Do not be afraid to take a time out from a heated discussion. Let your partner know you need a moment to collect yourself and you will come back to the conversation when grounded. Take at least a 30 minute break from conflict to physiologically self-soothe; however, reconnect within 24 hours. Centering ourselves is an important step in getting to a place of resolution and intimacy with our partners.
Under every complaint is an unmet desire. The more we can get to the root of our hidden desires in a conflict discussion and communicate those with a positive request (without a description or complaint of our partners), the better our partners can hear our perspective without getting defensive.
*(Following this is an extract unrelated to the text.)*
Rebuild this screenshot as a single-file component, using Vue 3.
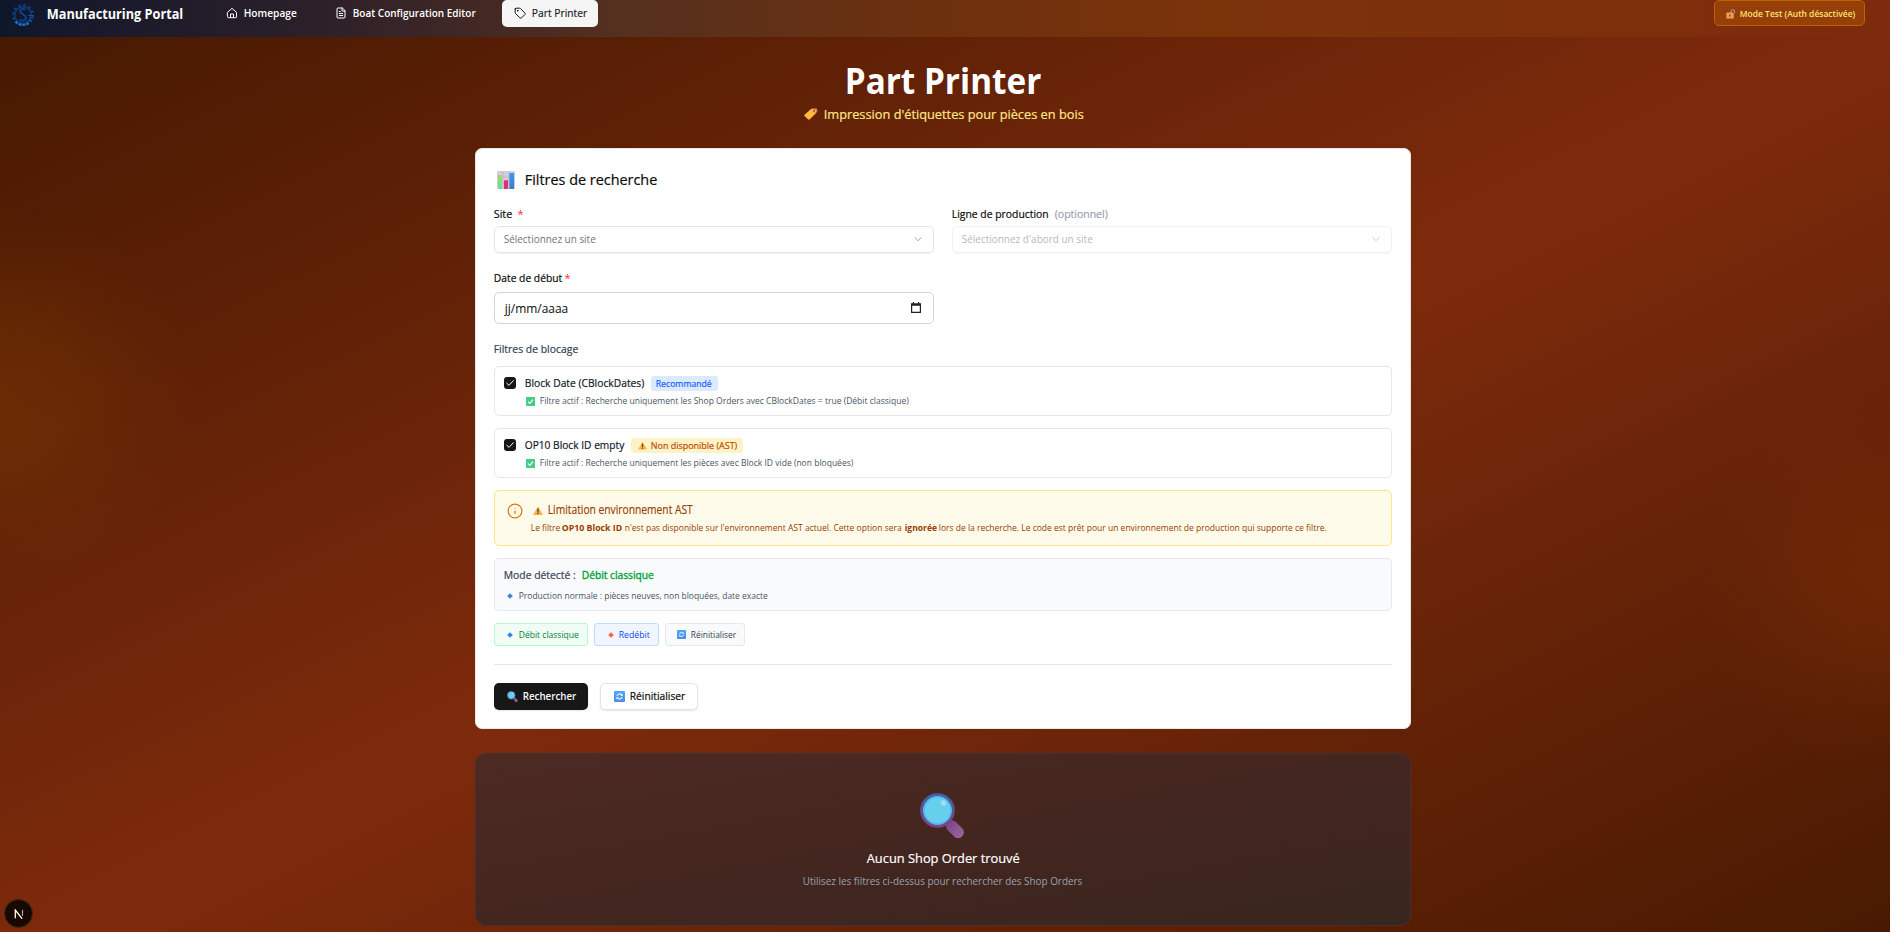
<script setup>
// Condenses or widens a label so that it fills the given width in pixels.
const vFit = {
  mounted(el, { value }) {
    const natural = el.getBoundingClientRect().width
    el.style.width = value + 'px'
    el.style.transform = `translateX(-0.25px) scaleX(${(value / natural).toFixed(4)})`
  }
}

const filters = [
  {
    title: 'Block Date (CBlockDates)', titleWidth: 119.5, badge: 'Recommandé', badgeWidth: 56, tone: 'blue',
    text: 'Filtre actif : Recherche uniquement les Shop Orders avec CBlockDates = true (Débit classique)', textWidth: 369
  },
  {
    title: 'OP10 Block ID empty', titleWidth: 99.5, badge: 'Non disponible (AST)', badgeWidth: 86.5, tone: 'amber',
    text: 'Filtre actif : Recherche uniquement les pièces avec Block ID vide (non bloquées)', textWidth: 313.5
  }
]
</script>

<template>
  <div class="page">
    <svg class="defs" width="0" height="0" aria-hidden="true">
      <defs>
        <linearGradient id="rim" x1="0" y1="0" x2="0" y2="1"><stop offset="0" stop-color="#45609f" /><stop offset="1" stop-color="#7d4387" /></linearGradient>
        <linearGradient id="handle" x1="0" y1="0" x2="1" y2="0"><stop offset="0" stop-color="#7a4689" /><stop offset="1" stop-color="#9c629b" /></linearGradient>
        <linearGradient id="bar-g" x1="0" y1="0" x2="0" y2="1"><stop offset="0" stop-color="#a4dc50" /><stop offset="1" stop-color="#62dfa0" /></linearGradient>
        <linearGradient id="bar-b" x1="0" y1="0" x2="0" y2="1"><stop offset="0" stop-color="#2ba1ee" /><stop offset="1" stop-color="#4a74d2" /></linearGradient>
        <linearGradient id="blue-tile" x1="0" y1="0" x2="0" y2="1"><stop offset="0" stop-color="#4fa9f5" /><stop offset="1" stop-color="#4c8be8" /></linearGradient>
        <symbol id="magnifier" viewBox="0 0 45 45">
          <rect x="25" y="30.5" width="20" height="11.5" rx="5.2" transform="rotate(45 35 36.2)" fill="url(#handle)" />
          <circle cx="17.5" cy="17.5" r="15.8" fill="#66cfeb" stroke="url(#rim)" stroke-width="3" />
          <circle cx="17.5" cy="17.5" r="13.6" fill="none" stroke="#4bb6ee" stroke-width="1.2" />
          <circle cx="23.5" cy="10" r="2.8" fill="#a5daf7" />
        </symbol>
        <symbol id="refresh" viewBox="0 0 12 12">
          <rect width="12" height="12" rx="1" fill="url(#blue-tile)" />
          <path d="M3.3 5.4A2.8 2.8 0 0 1 8.4 4.5M8.7 6.6A2.8 2.8 0 0 1 3.6 7.5" fill="none" stroke="#e6f2ff" stroke-width="1.3" />
          <path d="M9.4 2.8v2.6H6.8zM2.6 9.2V6.6h2.6z" fill="#e6f2ff" />
        </symbol>
        <symbol id="warning" viewBox="0 0 12 11">
          <path d="M6 .6 11.6 10a.6.6 0 0 1-.5.9H.9a.6.6 0 0 1-.5-.9z" fill="#fbb13d" />
          <path d="M6 3.6v3.6" stroke="#4a4250" stroke-width="1.5" stroke-linecap="round" /><circle cx="6" cy="9.2" r=".85" fill="#4a4250" />
        </symbol>
        <symbol id="check-tile" viewBox="0 0 10 10">
          <rect width="10" height="10" rx=".4" fill="#45cd85" /><path d="M2.3 5.2 4.2 7 7.8 3" fill="none" stroke="#fff" stroke-width="1.3" />
        </symbol>
        <symbol id="chevron" viewBox="0 0 8 5"><path d="M1 .8 4 3.8l3-3" fill="none" stroke="currentColor" stroke-width="1" stroke-linecap="round" /></symbol>
      </defs>
    </svg>

    <header class="topbar">
      <div class="brand">
        <svg class="logo" viewBox="0 0 24 26">
          <circle cx="12" cy="13" r="9.8" fill="none" stroke="#123d7c" stroke-width="2.4" stroke-dasharray="2.6 2.53" />
          <circle cx="12" cy="13" r="8.2" fill="none" stroke="#0f3874" stroke-width="1.7" />
          <path d="M4.500 19.500A9.600 9.600 0 0 0 17.500 21" fill="none" stroke="#2274d2" stroke-width="2.400" stroke-dasharray="2.600 1.400" />
          <path d="M14.500 7.500c-4-1.500-6 .5-5 2.700s5.500 2.300 5.500 5.300-3.500 4-6.500 2.200" fill="none" stroke="#123f86" stroke-width="2" />
          <path d="M17 13.500h6M18 16h5M17 18.500h4" stroke="#174f9d" stroke-width="1.200" />
        </svg>
        <span v-fit="136.500" class="brand-name">Manufacturing Portal</span>
      </div>
      <nav class="nav">
        <a class="nav-item home">
          <svg class="ico" viewBox="0 0 12 12"><path d="M1.500 5.300 6 1.400l4.500 3.900v4.600a.8.8 0 0 1-.8.8H2.300a.8.8 0 0 1-.8-.8z" /><path d="M4.500 10.500V7h3v3.500" /></svg>
          <span v-fit="53">Homepage</span>
        </a>
        <a class="nav-item boat">
          <svg class="ico" viewBox="0 0 12 12"><path d="M7 1H3a1 1 0 0 0-1 1v8a1 1 0 0 0 1 1h6a1 1 0 0 0 1-1V4z" /><path d="M7 1v3h3M4.300 4.500h1M4.300 6.500h3.400M4.300 8.500h3.400" /></svg>
          <span v-fit="123">Boat Configuration Editor</span>
        </a>
        <a class="nav-item active">
          <svg class="ico" viewBox="0 0 12 12"><path d="M1.200 2v3.700c0 .3.100.6.300.8l4.400 4.300a1.200 1.200 0 0 0 1.700 0l3.200-3.200a1.200 1.200 0 0 0 0-1.700L6.500 1.500a1.200 1.200 0 0 0-.8-.3H2a.8.8 0 0 0-.8.8z" /><circle cx="3.800" cy="3.800" r=".3" /></svg>
          <span v-fit="55.500">Part Printer</span>
        </a>
      </nav>
      <div class="test-badge">
        <svg viewBox="0 0 10 10"><path d="M5 4V2.600a1.800 1.800 0 0 1 3.600 0V4" fill="none" stroke="#a79aa8" stroke-width="1.100" /><rect x=".3" y="3.400" width="7.400" height="6.200" rx=".7" fill="#f29c4c" /><path d="M4 5.500v2" stroke="#65402d" stroke-width="1.300" /></svg>
        <span v-fit="115.500">Mode Test (Auth désactivée)</span>
      </div>
    </header>

    <main class="main">
      <h1 v-fit="196.500">Part Printer</h1>
      <p class="subtitle">
        <svg viewBox="0 0 14 12"><path d="M7.300.8 12 .5a1 1 0 0 1 1 1l-.5 3.300L5.800 11.200a1.300 1.300 0 0 1-1.800 0L.8 8.300a1.200 1.200 0 0 1 0-1.700z" fill="#fdb840" /><circle cx="10" cy="3" r="1.200" fill="#c6546d" /><path d="M10 3c1-3 3.500-2 3.500-.5S12 5 11.500 4.500" fill="none" stroke="#8b5262" stroke-width=".8" /></svg>
        <span v-fit="260">Impression d'étiquettes pour pièces en bois</span>
      </p>

      <section class="card">
        <h2>
          <svg viewBox="0 0 18 18"><rect width="18" height="18" rx="1.200" fill="#d4cbdc" /><path d="M0 6h18M0 12h18M6 0v18M12 0v18" stroke="#b9adc5" stroke-width=".6" /><rect x="1" y="4" width="4" height="14" rx=".5" fill="url(#bar-g)" /><rect x="7" y="9.300" width="4" height="8.700" rx=".5" fill="#dc326f" /><rect x="12.400" y="2" width="4.600" height="16" rx=".5" fill="url(#bar-b)" /></svg>
          <span v-fit="132.500">Filtres de recherche</span>
        </h2>

        <div class="fields">
          <div class="field">
            <div class="label"><span v-fit="18.500">Site</span><i class="star wide">*</i></div>
            <div class="select"><span v-fit="92">Sélectionnez un site</span><svg class="chev"><use href="#chevron" /></svg></div>
          </div>
          <div class="field">
            <div class="label"><span v-fit="97">Ligne de production</span><em v-fit="53">(optionnel)</em></div>
            <div class="select disabled"><span v-fit="131">Sélectionnez d'abord un site</span><svg class="chev"><use href="#chevron" /></svg></div>
          </div>
          <div class="field date">
            <div class="label"><span v-fit="68.500">Date de début</span><i class="star">*</i></div>
            <div class="input">
              <span v-fit="63.500">jj/mm/aaaa</span>
              <svg viewBox="0 0 10 11"><path d="M.6 2h8.800v8.400H.6z" fill="none" stroke="#222" stroke-width="1.200" /><path d="M0 1.400h10v2.400H0zM1.800 0h1.200v2H1.800zM7 0h1.200v2H7z" fill="#222" /></svg>
            </div>
          </div>
        </div>

        <h3><span v-fit="84.500">Filtres de blocage</span></h3>

        <div v-for="f in filters" :key="f.title" class="filter">
          <div class="filter-head">
            <span class="checkbox"><svg viewBox="0 0 12 12"><path d="M2.800 6.300 5 8.400l4.300-4.700" fill="none" stroke="#fff" stroke-width="1" stroke-linecap="round" /></svg></span>
            <span v-fit="f.titleWidth" class="filter-title">{{ f.title }}</span>
            <span class="tag" :class="f.tone"><svg v-if="f.tone === 'amber'"><use href="#warning" /></svg><span v-fit="f.badgeWidth">{{ f.badge }}</span></span>
          </div>
          <div class="filter-note"><svg><use href="#check-tile" /></svg><span v-fit="f.textWidth">{{ f.text }}</span></div>
        </div>

        <div class="alert">
          <svg class="info" viewBox="0 0 16 16"><circle cx="8" cy="8" r="6.900" fill="none" stroke="#e17100" stroke-width="1.200" /><path d="M8 7.400v3.500M8 4.900v.8" stroke="#e17100" stroke-width="1.200" /></svg>
          <div class="alert-body">
            <div class="alert-title"><svg><use href="#warning" /></svg><span v-fit="145">Limitation environnement AST</span></div>
            <div class="alert-text">
              <span v-fit="29.500">Le filtre</span><b v-fit="60.500">OP10 Block ID</b><span v-fit="277">n'est pas disponible sur l'environnement AST actuel. Cette option sera</span><b v-fit="32.300">ignorée</b><span v-fit="388">lors de la recherche. Le code est prêt pour un environnement de production qui supporte ce filtre.</span>
            </div>
          </div>
        </div>

        <div class="mode">
          <div class="mode-head"><span v-fit="72">Mode détecté :</span><span v-fit="72" class="green">Débit classique</span></div>
          <div class="mode-note"><svg class="dia blue-dia" viewBox="0 0 6 6"><path d="M3 .2 5.800 3 3 5.800.2 3z" /></svg><span v-fit="249">Production normale : pièces neuves, non bloquées, date exacte</span></div>
        </div>

        <div class="presets">
          <button class="preset p-green"><svg class="dia blue-dia" viewBox="0 0 6 6"><path d="M3 .2 5.800 3 3 5.800.2 3z" /></svg><span v-fit="60">Débit classique</span></button>
          <button class="preset p-blue"><svg class="dia orange-dia" viewBox="0 0 6 6"><path d="M3 .2 5.800 3 3 5.800.2 3z" /></svg><span v-fit="31">Redébit</span></button>
          <button class="preset p-gray"><svg class="tile"><use href="#refresh" /></svg><span v-fit="45.500">Réinitialiser</span></button>
        </div>

        <div class="actions">
          <button class="btn dark"><svg><use href="#magnifier" /></svg><span v-fit="53.500">Rechercher</span></button>
          <button class="btn light"><svg><use href="#refresh" /></svg><span v-fit="55.500">Réinitialiser</span></button>
        </div>
      </section>

      <section class="empty">
        <svg><use href="#magnifier" /></svg>
        <h4 v-fit="153">Aucun Shop Order trouvé</h4>
        <p v-fit="279.500">Utilisez les filtres ci-dessus pour rechercher des Shop Orders</p>
      </section>
    </main>

    <div class="dev"><svg viewBox="0 0 10 10"><path d="M1.300 9.300V1l6.800 8.700" fill="none" stroke="#fff" stroke-width="1.300" /><path d="M8.500 .8v6" stroke="#aaa" stroke-width="1.200" /></svg></div>
  </div>
</template>

<style>
html, body { margin: 0; overflow: hidden; }
</style>

<style scoped>
* { box-sizing: border-box; }
.page {
  position: relative; width: 1890px; height: 932px; overflow: hidden;
  font-family: "Open Sans", "Noto Sans", sans-serif; font-size: 11px; line-height: 16px; color: #0a0a0a;
  background:
    radial-gradient(circle 195px at 0 400px, rgba(122, 58, 0, .42), rgba(122, 58, 0, .34) 35%, rgba(122, 58, 0, .12) 70%, rgba(122, 58, 0, 0)),
    radial-gradient(circle 190px at 1890px 585px, rgba(140, 52, 4, .34), rgba(140, 52, 4, .25) 35%, rgba(140, 52, 4, .09) 70%, rgba(140, 52, 4, 0)),
    linear-gradient(to bottom right, #461901, #7e2a0c 50%, #461901) 0 37px / 1890px 932px no-repeat;
}
.defs { position: absolute; }
span, em, b, h1, h4, p { white-space: nowrap; }
span, em, b, h1, h4, .empty p { transform-origin: 0 50%; }
h1, h2, h3, h4, p { margin: 0; }
svg { flex: none; display: block; }
.topbar {
  height: 37px; display: flex; align-items: flex-start;
  background: linear-gradient(to right, #0f172b, #2d2029 17%, #55301f 33%, #6c300e 49%, #7b330a 64%, #7d2e0b 88%, #7e2a0c);
}
.brand { display: flex; width: 215px; height: 28px; padding-left: 11px; align-items: center; }
.logo { width: 24px; height: 26px; margin-top: 2px; }
.brand-name { margin-left: 12px; font-size: 13.500px; font-weight: 700; color: #fff; }
.nav { display: flex; flex: 1; }
.nav-item { display: flex; align-items: center; height: 27px; padding-bottom: 1px; font-weight: 600; color: #fff; }
.nav-item > span { margin-left: 5.500px; }
.ico { width: 12px; height: 12px; fill: none; stroke: currentColor; stroke-width: 1; stroke-linejoin: round; stroke-linecap: round; }
.home { padding-left: 11px; width: 109px; }
.boat { padding-left: 11px; width: 178px; }
.active { width: 96px; padding-left: 12px; background: #f5f5f5; color: #171717; border-radius: 5px; font-weight: 400; -webkit-text-stroke: .15px; }
.test-badge {
  display: flex; align-items: center; width: 151px; height: 26px; margin-right: 25px; padding: 2px 0 0 11px;
  border: 1px solid #bb6400; border-radius: 5px; background: #973f08; color: #fde376; font-size: 9.500px; font-weight: 600;
}
.test-badge svg { width: 10px; height: 10px; margin-right: 4px; margin-top: -1px; }
.main { display: flex; flex-direction: column; align-items: center; width: 936px; margin-left: 475px; }
h1 { height: 44px; margin-top: 22px; font-size: 36px; line-height: 44px; font-weight: 700; color: #fff; }
.subtitle { display: flex; align-items: center; height: 20px; margin: 1px 0 0 2px; font-size: 13.500px; color: #fee685; -webkit-text-stroke: .2px; }
.subtitle svg { width: 14px; height: 12px; margin-right: 6px; }
.card { width: 936px; height: 581px; margin-top: 24px; padding: 19px 18px; border: 1px solid #e5e7eb; border-radius: 7px; background: #fff; }
h2 { display: flex; align-items: center; height: 24px; padding-bottom: 2px; font-size: 15px; font-weight: 400; -webkit-text-stroke: .2px; }
h2 svg { width: 18px; height: 18px; margin: 1px 10px 0 2.500px; }
.fields { display: grid; grid-template-columns: 440px 440px; column-gap: 18px; margin-top: 14px; }
.label { display: flex; align-items: center; height: 16px; -webkit-text-stroke: .2px; }
.label em { margin-left: 5.500px; font-style: normal; color: #99a1af; }
.star { margin-left: 2px; font-style: normal; color: #fb2c36; -webkit-text-stroke: 0; }
.star.wide { margin-left: 5px; }
.select {
  display: flex; align-items: center; justify-content: space-between; height: 27px; margin-top: 4px; padding: 0 11px 2px 9px;
  border: 1px solid #e5e5e5; border-radius: 5px; color: #737373; box-shadow: 0 1px 1px rgba(0, 0, 0, .05);
}
.chev { width: 8px; height: 5px; margin-top: 1px; color: #a0a0a0; }
.disabled { opacity: .5; }
.field.date { margin-top: 17px; }
.input {
  display: flex; align-items: center; justify-content: space-between; height: 32px; margin-top: 6px; padding: 2px 12px 0 9.500px;
  border: 1px solid #d1d5dc; border-radius: 5px; font-size: 12px;
}
.input svg { width: 10px; height: 11px; margin-bottom: 3px; }
h3 { display: flex; align-items: center; height: 16px; margin-top: 17px; color: #364153; font-size: 11px; font-weight: 400; -webkit-text-stroke: .2px; }
.filter { height: 50px; margin-top: 9px; padding: 8px 9px; border: 1px solid #e5e7eb; border-radius: 5px; }
.filter + .filter { margin-top: 12px; }
.filter-head { display: flex; align-items: center; height: 17px; }
.checkbox { width: 12px; height: 12px; border-radius: 3px; background: #171717; margin-top: -1px; }
.filter-title { margin: -1px 0 0 9px; font-size: 11.500px; color: #101828; -webkit-text-stroke: .2px; }
.tag { display: flex; align-items: center; height: 15px; margin-left: 6px; padding: 0 5.500px; border-radius: 3px; font-size: 9.500px; -webkit-text-stroke: .2px; }
.tag.blue { color: #155dfc; background: #dbeafe; }
.tag.amber { color: #bb4d00; background: #fef3c6; }
.tag svg { width: 9px; height: 9px; margin: 0 4.500px 0 1.500px; }
.filter-note { display: flex; align-items: center; height: 14px; margin: 2px 0 0 22px; font-size: 9.500px; color: #4a5565; }
.filter-note svg { width: 9px; height: 9px; margin-right: 4.500px; }
.alert { display: flex; height: 56px; margin-top: 12px; padding: 11px 11.500px; border: 1px solid #fee685; border-radius: 5px; background: #fffbeb; color: #973c00; }
.info { width: 16px; height: 16px; margin-top: 1px; }
.alert-body { margin-left: 8px; }
.alert-title { display: flex; align-items: center; height: 16px; font-size: 12px; -webkit-text-stroke: .15px; }
.alert-title svg { width: 10px; height: 9px; margin: 1px 5px 0 2px; }
.alert-text { display: flex; align-items: center; gap: 2.400px; height: 16px; margin-top: 2px; font-size: 9.500px; }
.mode { height: 53px; margin-top: 12px; padding: 8px 9px; border: 1px solid #e5e7eb; border-radius: 5px; background: #f9fafb; }
.mode-head { display: flex; gap: 6px; height: 16px; font-size: 11.500px; color: #364153; -webkit-text-stroke: .2px; }
.green { color: #00a63e; -webkit-text-stroke: .4px; }
.mode-note { display: flex; align-items: center; height: 14px; margin-top: 6px; font-size: 9.500px; color: #4a5565; }
.dia { width: 6px; height: 6px; margin: 0 6px 0 3px; }
.blue-dia { fill: #3b82dd; }
.orange-dia { fill: #f4693f; }
.presets { display: flex; gap: 6px; margin-top: 12px; }
button { font-family: inherit; display: flex; align-items: center; }
.preset { height: 23px; padding: 0 9px; border: 1px solid; border-radius: 3px; font-size: 9.500px; }
.preset .dia { margin-right: 5.500px; }
.p-green { width: 94px; color: #008236; background: #f0fdf4; border-color: #b9f8cf; }
.p-blue { width: 65px; color: #1447e6; background: #eff6ff; border-color: #bedbff; padding-left: 9.500px; }
.p-gray { width: 80px; color: #364153; background: #f9fafb; border-color: #e5e7eb; padding-left: 11px; }
.tile { width: 9px; height: 9px; margin-right: 4.500px; }
.actions { display: flex; gap: 12px; margin-top: 18px; padding-top: 18px; border-top: 1px solid #e5e7eb; }
.btn { height: 27px; border: 0; border-radius: 5px; font-size: 11px; box-shadow: 0 1px 2px rgba(0, 0, 0, .1); padding: 0 0 2px 13px; }
.btn svg { width: 11px; height: 11px; margin: 1px 4.500px 0 0; }
.dark { width: 94px; background: #171717; color: #fafafa; font-weight: 600; }
.light { width: 98px; background: #fff; border: 1px solid #e5e5e5; color: #0a0a0a; -webkit-text-stroke: .2px; }
.empty {
  display: flex; flex-direction: column; align-items: center; width: 936px; height: 173px; margin-top: 24px; padding-top: 39px;
  border: 1px solid #3d3337; border-radius: 11px; background: linear-gradient(to bottom right, #4d2a23, #43261f 50%, #38261f);
}
.empty svg { width: 45px; height: 45px; margin-right: 1px; }
.empty h4 { margin: 11px 0 0; font-size: 13.500px; line-height: 18px; font-weight: 400; color: #fff; -webkit-text-stroke: .2px; }
.empty p { margin: 6px 0 0; font-size: 11px; color: #99a1af; }
.dev {
  position: absolute; left: 4px; top: 899px; width: 29px; height: 29px; border-radius: 50%;
  display: flex; align-items: center; justify-content: center; background: #180900; border: 1px solid #42281c;
}
.dev svg { width: 10px; height: 10px; }
</style>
When inviting our partners to see our desires with an “I” statement, the more likely they will come closer to us, increasing a sense connection.
If you find yourself stuck in a recurring conflict, consider asking one another the open-ended questions in this Perpetual Problem blog to better understand the dream or value underneath your position on the issue. Oftentimes couples get stuck in conflict because they have a core value under their position that has not been fully expressed.